そうです!聖書において右の手を高く上げるのは、私たちの神である主御自身であると描かれています。そこで人々のあいだには、歓喜と勝利があると言うのです。主なる神のもたらす平和というものが、人を犠牲に招かず、犠牲に導こうとする人間の知恵や力というものを打ち砕く。その神のなさることを、私たちは与えられた命をもって、自分の生き方とするところにこそ、真の平和が私たちのあいだに芽生えるのだと。
 
今から2000年前、社会の隅っこに追いやられ、ややもすると社会の強い力によって尊厳が握りつぶされようとしていたのは、不思議な仕方で妊娠をした未婚の女性であったマリアでした。未婚の女性が妊娠をするということは、当時の社会では「死」を意味することでした。
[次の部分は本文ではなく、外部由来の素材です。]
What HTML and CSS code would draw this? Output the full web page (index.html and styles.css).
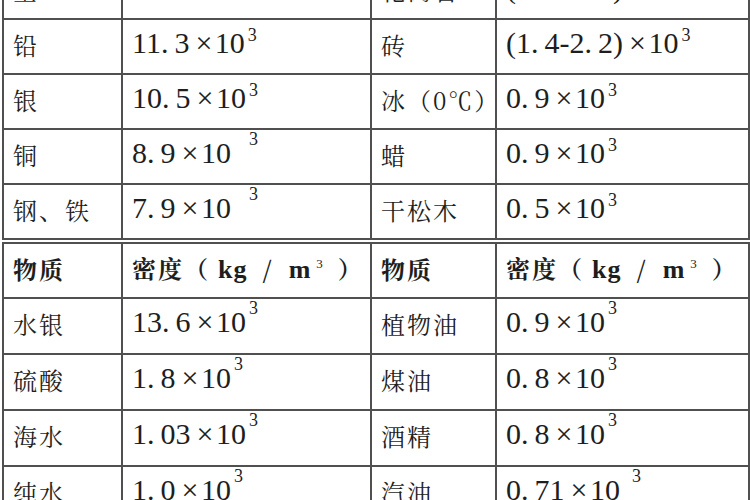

それゆえに死刑を宣告され、処刑されることとなったからです。
 
しかし、マリアの命は神の力強い右の手が高く上げられることによって守られました。守られるどころか、救い主となるイエスの母として、辱めを受けることは決してありませんでした。まさにマリアは両手を挙げて神をたたえることができました。確固たる平和への約束が、マリアの両手をためらいなく挙げる十分な根拠となったのでした。
 
右の手を高く掲げ、私たちに真の平和を約束してくださっている神のなさることに、心からの信頼をもって、自分の生き方としたい。それが平和を愛し、神の平和がこの世でつくり出されることを願う者としての、最低限のつとめであると受け止めて、今日という一日を生きてまいりたいと思います。
 
どうぞ、皆さんにとっての一日もまた、神の平和に満たされた時でありますように。お祈りいたします。